Boy has he earned it.
What fighter in the last decade or so could credibly claim to have delivered more entertainment and breathtaking violence in their fights than Morales? The few that could possibly argue it owe many of their most memorable moments to having shared the ring with Morales himself.
Even the faded Morales we saw in against Garcia was able to show off the traits that made him one of the brightest talents in boxing and a legend in his home country. His bag of tricks unchanged, but looking decidedly soft in the midsection, he still came to fight with the determination that seems to bubble up from the recesses of his body like an eternal spring.
Though the night took a turn late, his jab was in fine form early, dictating the engagement for most of the first half.
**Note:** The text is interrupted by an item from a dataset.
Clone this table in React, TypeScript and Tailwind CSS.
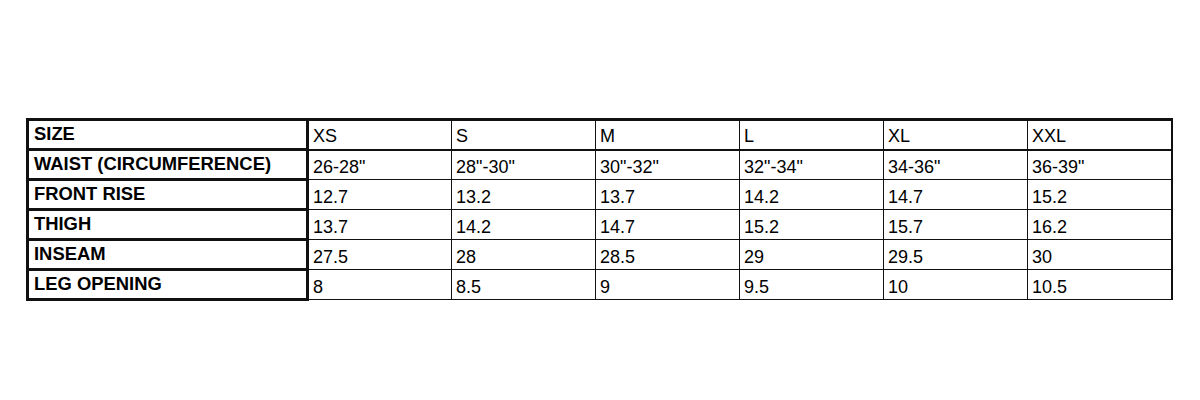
const columns = ["XS", "S", "M", "L", "XL", "XXL"];

const rows: { label: string; values: string[] }[] = [
  { label: "WAIST (CIRCUMFERENCE)", values: ['26-28"', '28"-30"', '30"-32"', '32"-34"', '34-36"', '36-39"'] },
  { label: "FRONT RISE", values: ["12.7", "13.2", "13.7", "14.2", "14.7", "15.2"] },
  { label: "THIGH", values: ["13.7", "14.2", "14.7", "15.2", "15.7", "16.2"] },
  { label: "INSEAM", values: ["27.5", "28", "28.5", "29", "29.5", "30"] },
  { label: "LEG OPENING", values: ["8", "8.5", "9", "9.5", "10", "10.5"] },
];

export default function App() {
  return (
    <div className="w-[1200px] h-[400px] bg-white pt-[118px] pl-[26px] font-['Liberation_Sans',Arial,sans-serif] text-[18px] text-black">
      <table className="table-fixed border-collapse w-[1145px]">
        <colgroup>
          <col className="w-[280px]" />
          {columns.map((c) => (
            <col key={c} className="w-[144px]" />
          ))}
        </colgroup>
        <tbody>
          <tr className="h-[30px]">
            <td className="border-[3px] border-[#111] pl-[5px] pb-[1px] text-[18.4px] font-bold leading-none align-middle">SIZE</td>
            {columns.map((c, i) => (
              <td
                key={c}
                className={`border border-t-[3px] border-b-2 border-[#111] pl-[4px] pt-[2px] leading-none align-middle ${i === columns.length - 1 ? "border-r-2" : ""}`}
              >
                {c}
              </td>
            ))}
          </tr>
          {rows.map((r) => (
            <tr key={r.label} className="h-[30px]">
              <td className="border-[3px] border-[#111] pl-[5px] pb-[1px] text-[18.4px] font-bold leading-none align-middle">
                {r.label}
              </td>
              {r.values.map((v, i) => (
                <td
                  key={i}
                  className={`border border-[#111] pl-[4px] pt-[4px] leading-none align-middle ${i === r.values.length - 1 ? "border-r-2" : ""}`}
                >
                  {v}
                </td>
              ))}
            </tr>
          ))}
        </tbody>
      </table>
    </div>
  );
}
He used it to setup the overhand right, which had always been his big gun, and was bouncing some big shots off the youngsters skull with regularity. He was also picking off Garcia’s body shots with his elbows, an old staple of his defense.
All the moves we’d grown accustomed to, the sharp uppercuts, the straight right hands… all that he had honed over a nearly 20 year career flowed effortlessly from his shopworn body.
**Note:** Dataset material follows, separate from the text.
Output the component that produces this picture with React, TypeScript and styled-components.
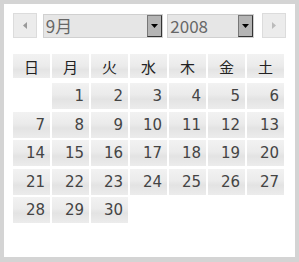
import React from 'react'
import styled, { createGlobalStyle } from 'styled-components'

const GlobalStyle = createGlobalStyle`
  html, body {
    margin: 0;
    padding: 0;
    background: #d4d4d4;
  }
`

const Frame = styled.div`
  width: 299px;
  height: 262px;
  box-sizing: border-box;
  padding: 4px 4px 5px 4px;
  background: #d4d4d4;
`

const Panel = styled.div`
  height: 100%;
  box-sizing: border-box;
  background: #fff;
  padding: 9px 9px 0 9px;
`

const Toolbar = styled.div`
  display: flex;
  align-items: center;
  height: 25px;
  margin-bottom: 16px;
`

const NavButton = styled.div<{ $dir: 'prev' | 'next' }>`
  width: 24px;
  height: 25px;
  box-sizing: border-box;
  border: 1px solid #dcdcdc;
  background: #ececec;
  display: flex;
  align-items: center;
  justify-content: center;
  margin: ${({ $dir }) => ($dir === 'prev' ? '0 6px 0 0' : '0 0 0 4px')};
`

const Select = styled.div<{ $width: number }>`
  width: ${({ $width }) => $width}px;
  height: 24px;
  box-sizing: border-box;
  border: 1px solid #d0d0d0;
  background: #e6e6e6;
  display: flex;
  align-items: center;
  margin-right: 4px;
  font-family: "Noto Sans CJK JP", "DejaVu Sans", sans-serif;
  font-size: 17px;
  color: #666;
  &:last-of-type {
    margin-right: 0;
  }
`

const SelectText = styled.span`
  flex: 1;
  padding-left: 2px;
  line-height: 22px;
`

const Arrow = styled.div`
  width: 15px;
  height: 22px;
  box-sizing: border-box;
  border: 1px solid #333;
  border-top-color: #777;
  border-left-color: #777;
  background: #b4b4b4;
  display: flex;
  align-items: center;
  justify-content: center;
`

const Grid = styled.div`
  display: grid;
  grid-template-columns: repeat(7, 37px);
  column-gap: 2px;
`

const HeadRow = styled.div`
  display: contents;
`

const HeadCell = styled.div`
  height: 24px;
  background: linear-gradient(#f2f2f2, #ebebeb 50%, #e4e4e4 65%, #ededed);
  font-family: "Noto Sans CJK JP", sans-serif;
  font-size: 15px;
  color: #222;
  display: flex;
  align-items: center;
  justify-content: center;
  margin-bottom: 5px;
`

const DayCell = styled.div<{ $empty?: boolean }>`
  height: 26px;
  margin-bottom: 2.5px;
  box-sizing: border-box;
  padding-right: 5px;
  background: ${({ $empty }) =>
    $empty ? 'transparent' : 'linear-gradient(#f2f2f2, #ebebeb 45%, #e3e3e3 62%, #ececec)'};
  font-family: "DejaVu Sans", Verdana, sans-serif;
  font-size: 15px;
  color: #444;
  display: flex;
  align-items: center;
  justify-content: flex-end;
`

const Triangle = ({ dir, color }: { dir: 'left' | 'right' | 'down'; color: string }) => {
  if (dir === 'down')
    return (
      <svg width="7" height="4" viewBox="0 0 7 4">
        <polygon points="0,0 7,0 3.5,4" fill={color} />
      </svg>
    )
  return (
    <svg width="4" height="7" viewBox="0 0 4 7">
      <polygon points={dir === 'left' ? '4,0 4,7 0,3.5' : '0,0 0,7 4,3.5'} fill={color} />
    </svg>
  )
}

const weekDays = ['日', '月', '火', '水', '木', '金', '土']

const App: React.FC = () => {
  const days: (number | null)[] = [null]
  for (let d = 1; d <= 30; d++) days.push(d)

  return (
    <>
      <GlobalStyle />
      <Frame>
        <Panel>
          <Toolbar>
            <NavButton $dir="prev">
              <Triangle dir="left" color="#999" />
            </NavButton>
            <Select $width={122}>
              <SelectText>9月</SelectText>
              <Arrow>
                <Triangle dir="down" color="#000" />
              </Arrow>
            </Select>
            <Select $width={88}>
              <SelectText>2008</SelectText>
              <Arrow>
                <Triangle dir="down" color="#000" />
              </Arrow>
            </Select>
            <NavButton $dir="next">
              <Triangle dir="right" color="#bbb" />
            </NavButton>
          </Toolbar>
          <Grid>
            <HeadRow>
              {weekDays.map((w) => (
                <HeadCell key={w}>{w}</HeadCell>
              ))}
            </HeadRow>
            {days.map((d, i) => (
              <DayCell key={i} $empty={d === null}>
                {d}
              </DayCell>
            ))}
          </Grid>
        </Panel>
      </Frame>
    </>
  )
}

export default App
He even pulled off his signature feint attack. If you’re a longtime Morales fan you already know. Skip past this paragraph. If not, here goes… it’s one of the most awkward, but athletic, and ultimately effective feints in the history of the sport. I don’t know if I can recall a fight he didn’t employ it; he would leap forward jerking his shoulder forward as though to throw an overhand right, then stop it midway, and throw some kind of hybrid left hook-er-cut, followed by a volley of other punches. The interesting thing is, he was always wide open in that one moment between the fake, and the hook-er-cut, but no one was ever ready for it and he never got caught doing it; the move is a very impressive shifting of momentum, and torque… Even the old, overweight Morales pulled it off with dexterity on Saturday night.
The judges, though, seemed not to notice much of what he was doing, a fact that has been characteristic of Morales in the late stages of his career. Against David Diaz in his first fight at lightweight in 2007 Morales came up just short in what many felt was a winning effort to capture a belt in another weight class. Against Marcos Maidana last year, Morales rocked the tough Argentinian and showed the old fire still burned brightly, but was only awarded a majority decision loss.
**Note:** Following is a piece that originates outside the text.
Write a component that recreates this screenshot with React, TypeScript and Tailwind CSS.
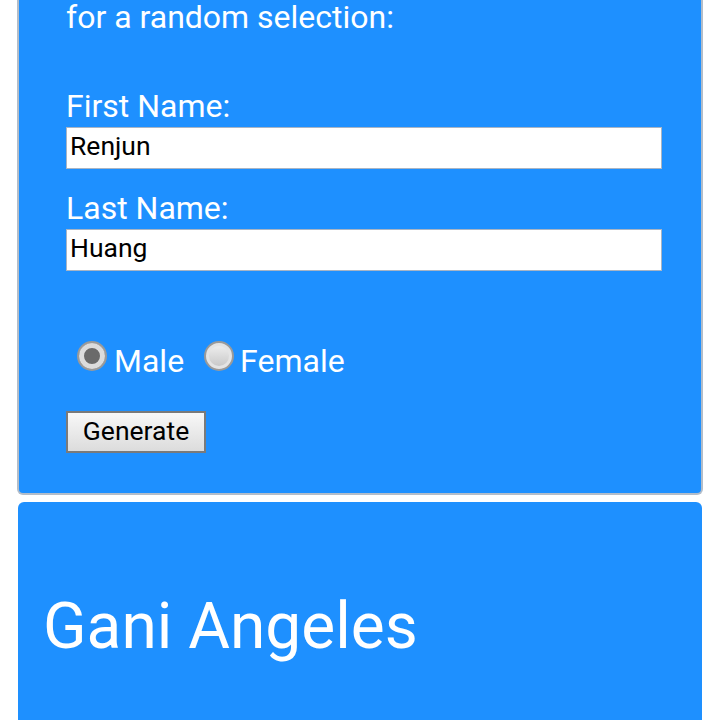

His performance against Danny Garcia, now unbeaten in 23 bouts, underlines one thing very distinctly about special fighters and talent levels. Garcia, as the HBO announcing crew adroitly mentioned several times, is a very good fighter, not great at any one thing, but an overall talent.
That having been said, for much of the fight Morales, at 35 years old with all of his accumulated wear and tear, having come in at the weigh in two pounds over the contracted limit, slower than ever and arguably four weight classes above his best division, still was able to outbox and outfight a hungry young kid desperate to make his dreams come true — at least until time finally caught up to Morales in the form of a brilliant left hook to the tip of his chin in round 11 that changed the complexion of the fight and seemed to signal the final turn in Morales’ career.
It makes you appreciate how extraordinarily talented the very best of the sport are compared to even the accomplished professionals that fill out the majority of the ranks.
It also was simply further evidence that Morales is and always will be a born fighter. Strip away youth, conditioning, balance… boil the man down to his essence, he’s almost a force.
An indomitable hunger to prove you’re made of stronger stuff inside. That is Erik Morales at his core.
—————-
His rank among Mexican boxers will be argued, his place among his generations best will be discussed, he will be compared to Barrera almost always and his victory over Pacquiao only grows more legendary with each passing year.
If Morales is true to his word and decides that he shall hang them up after a final bout in Mexico, there is one thing that will be certain…
The man that steps into the ring on that night will be instantly recognizable. The Warrior. The Champion.
He may have been Terrible to face in the ring, but he was terrific to watch from outside the ropes.